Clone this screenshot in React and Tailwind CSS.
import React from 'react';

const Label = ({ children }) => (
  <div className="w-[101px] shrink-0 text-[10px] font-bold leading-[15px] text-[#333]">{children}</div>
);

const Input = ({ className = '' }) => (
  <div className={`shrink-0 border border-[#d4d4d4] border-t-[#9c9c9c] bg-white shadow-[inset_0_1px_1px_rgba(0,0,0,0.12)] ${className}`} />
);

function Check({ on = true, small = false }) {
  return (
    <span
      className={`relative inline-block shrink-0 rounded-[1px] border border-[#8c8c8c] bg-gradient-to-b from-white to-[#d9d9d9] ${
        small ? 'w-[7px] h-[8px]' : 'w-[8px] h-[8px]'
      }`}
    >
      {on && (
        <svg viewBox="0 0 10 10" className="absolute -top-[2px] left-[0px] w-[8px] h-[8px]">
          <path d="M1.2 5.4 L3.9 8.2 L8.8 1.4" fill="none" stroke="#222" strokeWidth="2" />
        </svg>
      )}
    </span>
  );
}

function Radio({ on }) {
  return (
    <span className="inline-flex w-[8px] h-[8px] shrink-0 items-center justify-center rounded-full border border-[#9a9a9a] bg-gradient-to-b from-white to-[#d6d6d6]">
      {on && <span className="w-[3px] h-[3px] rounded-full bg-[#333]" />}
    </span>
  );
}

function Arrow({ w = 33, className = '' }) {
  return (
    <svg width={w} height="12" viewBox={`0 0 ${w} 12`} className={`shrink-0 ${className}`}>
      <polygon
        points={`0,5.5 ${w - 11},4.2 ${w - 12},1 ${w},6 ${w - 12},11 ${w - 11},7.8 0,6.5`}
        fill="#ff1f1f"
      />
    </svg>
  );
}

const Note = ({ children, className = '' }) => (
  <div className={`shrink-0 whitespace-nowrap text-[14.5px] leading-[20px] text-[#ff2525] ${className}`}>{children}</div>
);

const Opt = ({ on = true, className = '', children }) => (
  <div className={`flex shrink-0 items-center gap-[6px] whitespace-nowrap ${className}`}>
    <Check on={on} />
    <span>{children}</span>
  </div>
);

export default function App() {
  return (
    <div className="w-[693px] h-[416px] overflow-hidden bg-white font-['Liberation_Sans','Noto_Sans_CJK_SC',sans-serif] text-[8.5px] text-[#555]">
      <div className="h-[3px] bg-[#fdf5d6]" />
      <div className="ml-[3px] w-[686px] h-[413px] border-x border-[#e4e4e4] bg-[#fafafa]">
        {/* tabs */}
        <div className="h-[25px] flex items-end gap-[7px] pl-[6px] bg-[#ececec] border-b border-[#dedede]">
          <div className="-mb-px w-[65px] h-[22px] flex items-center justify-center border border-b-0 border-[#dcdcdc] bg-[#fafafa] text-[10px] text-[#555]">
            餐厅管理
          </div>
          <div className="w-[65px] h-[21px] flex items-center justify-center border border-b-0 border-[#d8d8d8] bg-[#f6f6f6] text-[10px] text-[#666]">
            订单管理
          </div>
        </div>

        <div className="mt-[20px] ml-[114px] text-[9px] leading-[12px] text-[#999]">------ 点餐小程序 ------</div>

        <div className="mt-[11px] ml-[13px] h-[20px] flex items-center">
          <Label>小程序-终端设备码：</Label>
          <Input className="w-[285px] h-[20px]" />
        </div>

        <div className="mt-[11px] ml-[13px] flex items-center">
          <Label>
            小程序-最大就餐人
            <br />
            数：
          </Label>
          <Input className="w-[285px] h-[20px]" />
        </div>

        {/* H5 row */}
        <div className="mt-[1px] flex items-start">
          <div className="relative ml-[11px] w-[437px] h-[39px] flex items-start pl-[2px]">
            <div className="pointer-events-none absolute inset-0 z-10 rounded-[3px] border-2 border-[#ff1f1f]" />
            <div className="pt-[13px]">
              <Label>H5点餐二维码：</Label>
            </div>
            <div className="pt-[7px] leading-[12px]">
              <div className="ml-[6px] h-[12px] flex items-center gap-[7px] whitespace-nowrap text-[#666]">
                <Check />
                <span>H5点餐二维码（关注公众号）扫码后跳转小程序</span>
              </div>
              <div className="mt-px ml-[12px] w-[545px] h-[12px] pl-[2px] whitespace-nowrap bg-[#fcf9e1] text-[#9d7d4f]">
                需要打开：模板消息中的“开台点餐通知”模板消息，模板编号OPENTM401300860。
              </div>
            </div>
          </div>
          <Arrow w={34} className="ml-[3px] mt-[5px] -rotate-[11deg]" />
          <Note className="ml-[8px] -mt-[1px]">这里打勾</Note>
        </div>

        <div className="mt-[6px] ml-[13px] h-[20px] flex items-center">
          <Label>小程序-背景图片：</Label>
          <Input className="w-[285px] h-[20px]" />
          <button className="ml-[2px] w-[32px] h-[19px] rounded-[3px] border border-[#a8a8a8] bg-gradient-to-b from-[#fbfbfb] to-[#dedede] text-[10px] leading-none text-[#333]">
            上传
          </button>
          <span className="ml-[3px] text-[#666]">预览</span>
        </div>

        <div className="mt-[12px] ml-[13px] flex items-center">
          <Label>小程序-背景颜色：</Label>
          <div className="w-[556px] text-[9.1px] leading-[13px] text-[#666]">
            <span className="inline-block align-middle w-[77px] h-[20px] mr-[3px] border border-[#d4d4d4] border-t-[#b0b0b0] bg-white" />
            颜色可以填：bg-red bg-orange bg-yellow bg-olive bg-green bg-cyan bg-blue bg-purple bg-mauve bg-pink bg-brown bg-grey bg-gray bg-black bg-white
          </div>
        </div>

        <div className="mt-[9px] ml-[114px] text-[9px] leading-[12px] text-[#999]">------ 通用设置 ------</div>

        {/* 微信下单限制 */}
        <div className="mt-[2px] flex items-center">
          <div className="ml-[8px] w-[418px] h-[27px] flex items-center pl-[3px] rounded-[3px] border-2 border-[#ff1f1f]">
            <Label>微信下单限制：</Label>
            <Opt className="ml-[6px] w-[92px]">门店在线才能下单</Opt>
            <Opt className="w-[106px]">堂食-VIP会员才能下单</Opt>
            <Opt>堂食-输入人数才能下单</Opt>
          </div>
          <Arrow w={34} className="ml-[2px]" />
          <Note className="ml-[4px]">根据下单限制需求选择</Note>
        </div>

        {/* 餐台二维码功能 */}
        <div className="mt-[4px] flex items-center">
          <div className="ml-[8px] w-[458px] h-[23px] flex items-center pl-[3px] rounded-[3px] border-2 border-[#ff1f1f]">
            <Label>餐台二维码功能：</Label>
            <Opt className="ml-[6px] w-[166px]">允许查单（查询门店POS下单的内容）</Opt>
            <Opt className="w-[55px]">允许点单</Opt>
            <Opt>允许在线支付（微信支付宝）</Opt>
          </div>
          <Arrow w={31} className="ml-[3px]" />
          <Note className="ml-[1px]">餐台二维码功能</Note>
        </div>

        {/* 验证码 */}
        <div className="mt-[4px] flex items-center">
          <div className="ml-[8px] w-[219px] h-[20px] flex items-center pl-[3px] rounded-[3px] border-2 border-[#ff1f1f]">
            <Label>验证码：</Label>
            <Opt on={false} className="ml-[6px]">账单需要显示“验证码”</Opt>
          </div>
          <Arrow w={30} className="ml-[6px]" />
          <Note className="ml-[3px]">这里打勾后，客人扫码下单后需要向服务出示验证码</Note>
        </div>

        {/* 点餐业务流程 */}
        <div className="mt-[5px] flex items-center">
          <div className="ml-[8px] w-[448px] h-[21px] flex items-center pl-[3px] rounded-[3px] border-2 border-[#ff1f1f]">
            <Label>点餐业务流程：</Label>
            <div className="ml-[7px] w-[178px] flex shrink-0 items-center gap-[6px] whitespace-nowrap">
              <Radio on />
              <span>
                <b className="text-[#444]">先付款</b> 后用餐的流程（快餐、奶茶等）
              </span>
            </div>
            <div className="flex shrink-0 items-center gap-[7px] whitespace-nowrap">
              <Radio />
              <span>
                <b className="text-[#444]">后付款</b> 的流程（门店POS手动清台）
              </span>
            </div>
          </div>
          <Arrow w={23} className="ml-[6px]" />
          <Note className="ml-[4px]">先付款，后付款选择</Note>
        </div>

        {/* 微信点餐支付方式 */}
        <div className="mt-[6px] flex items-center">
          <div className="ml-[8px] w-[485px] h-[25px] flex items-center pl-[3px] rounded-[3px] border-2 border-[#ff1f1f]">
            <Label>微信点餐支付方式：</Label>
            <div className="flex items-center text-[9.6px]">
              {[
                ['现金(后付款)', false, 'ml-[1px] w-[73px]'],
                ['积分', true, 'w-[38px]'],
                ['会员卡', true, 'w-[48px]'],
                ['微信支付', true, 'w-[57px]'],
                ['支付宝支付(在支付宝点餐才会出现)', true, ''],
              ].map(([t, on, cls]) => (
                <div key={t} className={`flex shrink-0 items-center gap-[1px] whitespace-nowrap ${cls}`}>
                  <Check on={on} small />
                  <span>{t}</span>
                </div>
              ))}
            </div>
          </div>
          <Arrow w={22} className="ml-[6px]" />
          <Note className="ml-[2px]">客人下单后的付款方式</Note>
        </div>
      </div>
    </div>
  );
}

===

## Problem
Report the number of lines holding the string "React", without any other words.

## Written reply
2